• **EXERCISE DIRECTIONS**:
Print the listing as it stands, omitting all images.
## begin GIVEN MATERIAL
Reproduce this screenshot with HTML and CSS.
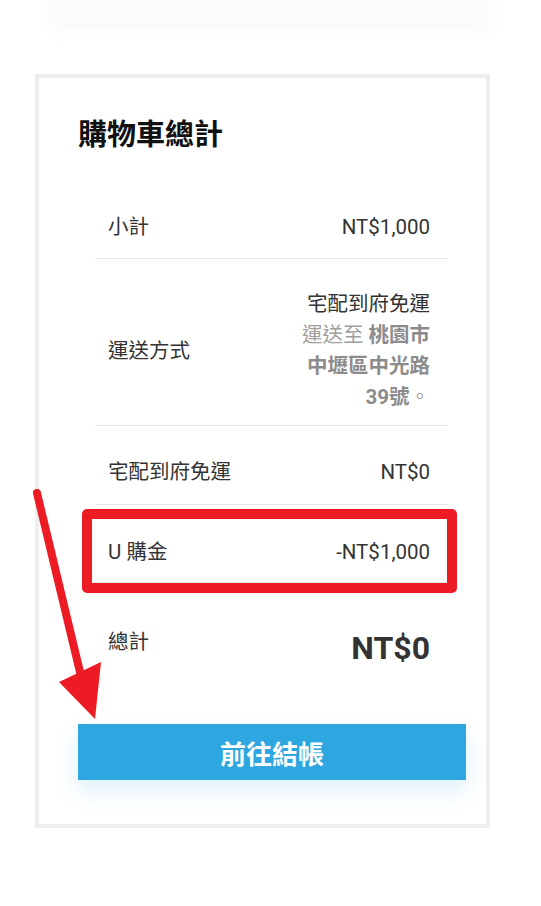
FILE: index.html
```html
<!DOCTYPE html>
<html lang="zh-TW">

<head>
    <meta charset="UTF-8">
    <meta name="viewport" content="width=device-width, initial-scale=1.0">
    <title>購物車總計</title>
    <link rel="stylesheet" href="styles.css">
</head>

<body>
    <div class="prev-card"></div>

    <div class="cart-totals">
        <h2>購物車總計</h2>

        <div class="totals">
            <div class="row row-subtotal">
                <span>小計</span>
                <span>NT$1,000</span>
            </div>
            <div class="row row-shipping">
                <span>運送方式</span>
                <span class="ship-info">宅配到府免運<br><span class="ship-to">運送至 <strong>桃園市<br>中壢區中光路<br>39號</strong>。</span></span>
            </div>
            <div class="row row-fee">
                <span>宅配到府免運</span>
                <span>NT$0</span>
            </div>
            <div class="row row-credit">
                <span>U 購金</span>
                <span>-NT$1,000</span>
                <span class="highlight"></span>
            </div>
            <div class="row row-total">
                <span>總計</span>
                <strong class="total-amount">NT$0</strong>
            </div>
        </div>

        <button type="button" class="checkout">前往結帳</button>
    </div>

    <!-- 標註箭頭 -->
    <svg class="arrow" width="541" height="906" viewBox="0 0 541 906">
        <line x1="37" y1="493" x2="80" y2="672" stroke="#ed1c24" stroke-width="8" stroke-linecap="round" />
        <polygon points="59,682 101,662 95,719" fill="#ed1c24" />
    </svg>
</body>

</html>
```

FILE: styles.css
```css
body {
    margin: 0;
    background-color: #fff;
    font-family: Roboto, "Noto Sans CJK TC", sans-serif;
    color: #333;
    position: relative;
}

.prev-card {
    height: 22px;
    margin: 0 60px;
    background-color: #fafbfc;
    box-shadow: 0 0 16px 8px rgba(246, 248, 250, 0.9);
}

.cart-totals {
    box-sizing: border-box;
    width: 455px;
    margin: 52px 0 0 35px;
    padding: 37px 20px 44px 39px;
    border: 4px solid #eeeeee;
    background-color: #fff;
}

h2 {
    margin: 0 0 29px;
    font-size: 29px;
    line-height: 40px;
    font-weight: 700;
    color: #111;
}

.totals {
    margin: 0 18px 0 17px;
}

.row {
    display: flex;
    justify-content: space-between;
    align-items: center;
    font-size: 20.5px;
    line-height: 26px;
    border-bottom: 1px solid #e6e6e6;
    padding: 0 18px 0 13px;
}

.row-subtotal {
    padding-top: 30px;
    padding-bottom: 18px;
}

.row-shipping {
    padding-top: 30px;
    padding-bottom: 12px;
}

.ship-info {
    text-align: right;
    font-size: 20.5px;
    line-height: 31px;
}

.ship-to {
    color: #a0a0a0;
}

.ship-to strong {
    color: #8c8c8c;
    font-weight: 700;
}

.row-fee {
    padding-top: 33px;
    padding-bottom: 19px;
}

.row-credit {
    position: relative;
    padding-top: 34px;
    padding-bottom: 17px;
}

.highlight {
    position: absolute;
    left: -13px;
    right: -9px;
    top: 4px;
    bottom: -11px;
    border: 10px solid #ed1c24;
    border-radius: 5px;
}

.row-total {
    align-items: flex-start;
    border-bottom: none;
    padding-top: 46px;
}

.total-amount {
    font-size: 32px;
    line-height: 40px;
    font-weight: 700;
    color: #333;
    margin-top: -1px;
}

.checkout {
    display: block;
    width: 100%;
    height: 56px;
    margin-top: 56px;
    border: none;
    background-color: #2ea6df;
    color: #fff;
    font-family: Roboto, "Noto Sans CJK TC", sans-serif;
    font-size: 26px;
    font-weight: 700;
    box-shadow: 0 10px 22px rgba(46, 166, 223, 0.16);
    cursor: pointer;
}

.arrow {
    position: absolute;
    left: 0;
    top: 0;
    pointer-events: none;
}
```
## end GIVEN MATERIAL
• **ANSWER TO THIS EXERCISE**:
Reproduce this screenshot with HTML and CSS.
FILE: index.html
```html
<!DOCTYPE html>
<html lang="zh-TW">

<head>
    <meta charset="UTF-8">
    <meta name="viewport" content="width=device-width, initial-scale=1.0">
    <title>購物車總計</title>
    <link rel="stylesheet" href="styles.css">
</head>

<body>
    <div class="prev-card"></div>

    <div class="cart-totals">
        <h2>購物車總計</h2>

        <div class="totals">
            <div class="row row-subtotal">
                <span>小計</span>
                <span>NT$1,000</span>
            </div>
            <div class="row row-shipping">
                <span>運送方式</span>
                <span class="ship-info">宅配到府免運<br><span class="ship-to">運送至 <strong>桃園市<br>中壢區中光路<br>39號</strong>。</span></span>
            </div>
            <div class="row row-fee">
                <span>宅配到府免運</span>
                <span>NT$0</span>
            </div>
            <div class="row row-credit">
                <span>U 購金</span>
                <span>-NT$1,000</span>
                <span class="highlight"></span>
            </div>
            <div class="row row-total">
                <span>總計</span>
                <strong class="total-amount">NT$0</strong>
            </div>
        </div>

        <button type="button" class="checkout">前往結帳</button>
    </div>

    <!-- 標註箭頭 -->
    <svg class="arrow" width="541" height="906" viewBox="0 0 541 906">
        <line x1="37" y1="493" x2="80" y2="672" stroke="#ed1c24" stroke-width="8" stroke-linecap="round" />
        <polygon points="59,682 101,662 95,719" fill="#ed1c24" />
    </svg>
</body>

</html>
```

FILE: styles.css
```css
body {
    margin: 0;
    background-color: #fff;
    font-family: Roboto, "Noto Sans CJK TC", sans-serif;
    color: #333;
    position: relative;
}

.prev-card {
    height: 22px;
    margin: 0 60px;
    background-color: #fafbfc;
    box-shadow: 0 0 16px 8px rgba(246, 248, 250, 0.9);
}

.cart-totals {
    box-sizing: border-box;
    width: 455px;
    margin: 52px 0 0 35px;
    padding: 37px 20px 44px 39px;
    border: 4px solid #eeeeee;
    background-color: #fff;
}

h2 {
    margin: 0 0 29px;
    font-size: 29px;
    line-height: 40px;
    font-weight: 700;
    color: #111;
}

.totals {
    margin: 0 18px 0 17px;
}

.row {
    display: flex;
    justify-content: space-between;
    align-items: center;
    font-size: 20.5px;
    line-height: 26px;
    border-bottom: 1px solid #e6e6e6;
    padding: 0 18px 0 13px;
}

.row-subtotal {
    padding-top: 30px;
    padding-bottom: 18px;
}

.row-shipping {
    padding-top: 30px;
    padding-bottom: 12px;
}

.ship-info {
    text-align: right;
    font-size: 20.5px;
    line-height: 31px;
}

.ship-to {
    color: #a0a0a0;
}

.ship-to strong {
    color: #8c8c8c;
    font-weight: 700;
}

.row-fee {
    padding-top: 33px;
    padding-bottom: 19px;
}

.row-credit {
    position: relative;
    padding-top: 34px;
    padding-bottom: 17px;
}

.highlight {
    position: absolute;
    left: -13px;
    right: -9px;
    top: 4px;
    bottom: -11px;
    border: 10px solid #ed1c24;
    border-radius: 5px;
}

.row-total {
    align-items: flex-start;
    border-bottom: none;
    padding-top: 46px;
}

.total-amount {
    font-size: 32px;
    line-height: 40px;
    font-weight: 700;
    color: #333;
    margin-top: -1px;
}

.checkout {
    display: block;
    width: 100%;
    height: 56px;
    margin-top: 56px;
    border: none;
    background-color: #2ea6df;
    color: #fff;
    font-family: Roboto, "Noto Sans CJK TC", sans-serif;
    font-size: 26px;
    font-weight: 700;
    box-shadow: 0 10px 22px rgba(46, 166, 223, 0.16);
    cursor: pointer;
}

.arrow {
    position: absolute;
    left: 0;
    top: 0;
    pointer-events: none;
}
```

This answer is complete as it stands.